I could easily read sheet music when I was playing piano and clarinet as a youngster, but I have not played for decades. So, I'm not a yes or no but a sort-of.


----------



## pianozach (May 21, 2018)

BobBrines said:


> Yes I read. I started playing flute in grade school, so treble clef is now automatic. Later, I picked up recorder. Interesting group of instruments. All recorders are written non-transposing even though they alternate C/F. So I can transpose up a fifth or down a fourth automatically. Also, I was the only one in my consort that was interested in playing bass recorder, so now I read bass clef fluently. I sing the bass part in church music.
> 
> *Never got comfortable with C clefs. The only one I have actually used is French violin clef -- C on the bottom line. Some alto recorder music is written in French violin clef, particularly Telemann*.


My reading weakness as well. I CAN read it, but it's halting and jerky.

I had to write out an arrangement for a short cello solo for a show I MDd, and it was a "learning experience" getting familiar with cello clef protocol.

I showed it to our 14-year-old soloist to make sure it even made sense. She took a quick look at it and said it looked fine. Whew.


----------



## progmatist (Apr 3, 2021)

BobBrines said:


> Yes I read. I started playing flute in grade school, so treble clef is now automatic. Later, I picked up recorder. Interesting group of instruments. All recorders are written non-transposing even though they alternate C/F. So I can transpose up a fifth or down a fourth automatically. Also, I was the only one in my consort that was interested in playing bass recorder, so now I read bass clef fluently. I sing the bass part in church music.
> 
> Never got comfortable with C clefs. The only one I have actually used is French violin clef -- C on the bottom line. Some alto recorder music is written in French violin clef, particularly Telemann.


Bear in mind, a wind instrument can only play 1 note at a time. With the possible exception of some saxophonists, who can play both an alto and tenor sax simultaneously. A typical wind transcription consists of a single line of notes on a single stave. A violin family instrument can only bow 2 adjacent strings simultaneously. The only time more than 2 notes can be played at a time is plucking staccato notes. Either with the right hand alone, or with free fingers on the left hand, while simultaneously bowing with the right hand. A typical violin family score consists of a single line of notes, with the occasional double stop thrown in.

Since the average human has 10 fingers, it's possible to play up to 10 notes at a time on a keyboard instrument. If both thumbs are holding down 2 adjacent keys, that brings the total up to 12. If an organist is holding down notes with both heals and both toes, the total is now 16. Keyboard transcriptions can and often do look like mass cluster bombs. It's considerably more difficult to learn sight reading on a keyboard than most other instruments.
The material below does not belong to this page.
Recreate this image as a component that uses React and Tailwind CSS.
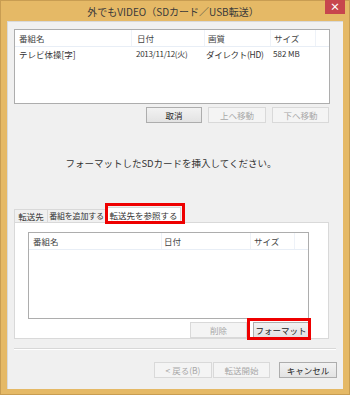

Full disclosure: I'm quoting "Piano Guy" Scott Houston, who hosted a show on PBS.


----------



## SixFootScowl (Oct 17, 2011)

I can read "sheet music." Easy. It is just two words.


----------



## Bruckner Anton (Mar 10, 2016)

I learned piano when I was a child. So for reading piano sheet music, generally no problem. For orchestral works, I cant read transposing instruments very quickly, other than that generally OK.


----------



## starthrower (Dec 11, 2010)

I was better at it in my teens and 20s when I was playing more guitar. I did the Carcassi, and Aaron Shearer method books. And I went through the entire Al Di Meola songbook (no tab) and learned several tunes. Never had any experience with orchestral scores.


----------



## chu42 (Aug 14, 2018)

Dan Ante said:


> I am with you on that Phil unless you are a LvB or Wamy.


Nah, you just need to be a strong sightreader, solid instrumentalist, and have perfect pitch.

That's like 1/10000 people but still much higher odds than being Beethoven or Mozart.


----------



## senza sordino (Oct 20, 2013)

I can read music. I am not a music teacher, but I've had music teachers.


----------



## Allegro Con Brio (Jan 3, 2020)

^Indeed! And I immediately knew that was the finale of Beethoven’s Pathetique Sonata, which I still haven’t mastered two years after learning the first two movements - a good reminder to get back at it.

Yes, I read musical notation fluently, though I don’t have perfect pitch (and just barely have relative pitch) and listening with a score is a bit more difficult. I can only read bass and treble clefs.


----------



## juliante (Jun 7, 2013)

Having just voted no i am surprised by how much of a minority i am in here within this poll. My strong assumption in that those who can read sheet music have been drawn to click on the poll whereas those who cannot have not generally opened the thread. But i may be wrong


----------



## larold (Jul 20, 2017)

I have been a singer since grade school but never had any professional instruction. For years I sang in choirs and followed scores like a road map.

After 60 years I can read sheet music as a singer -- both tenor and bass -- on both the treble and bass clef. However, I cannot read (don't know) key signatures so I either have to hear the first note or have it played on a pitch pipe to get started.

We practice in C so sometimes I can read up or down from that to get my pitch. If I'm practicing at home I can use a cheat sheet of key sigs, then play the note on my pitch pipe to get started.

Being self-taught I only in recent years learned to read natural markings against the key signature. I'm sure I will learn more as time progresses.

Sometimes navigating key changes in the midst of a song, or at the coda, are a challenge for me.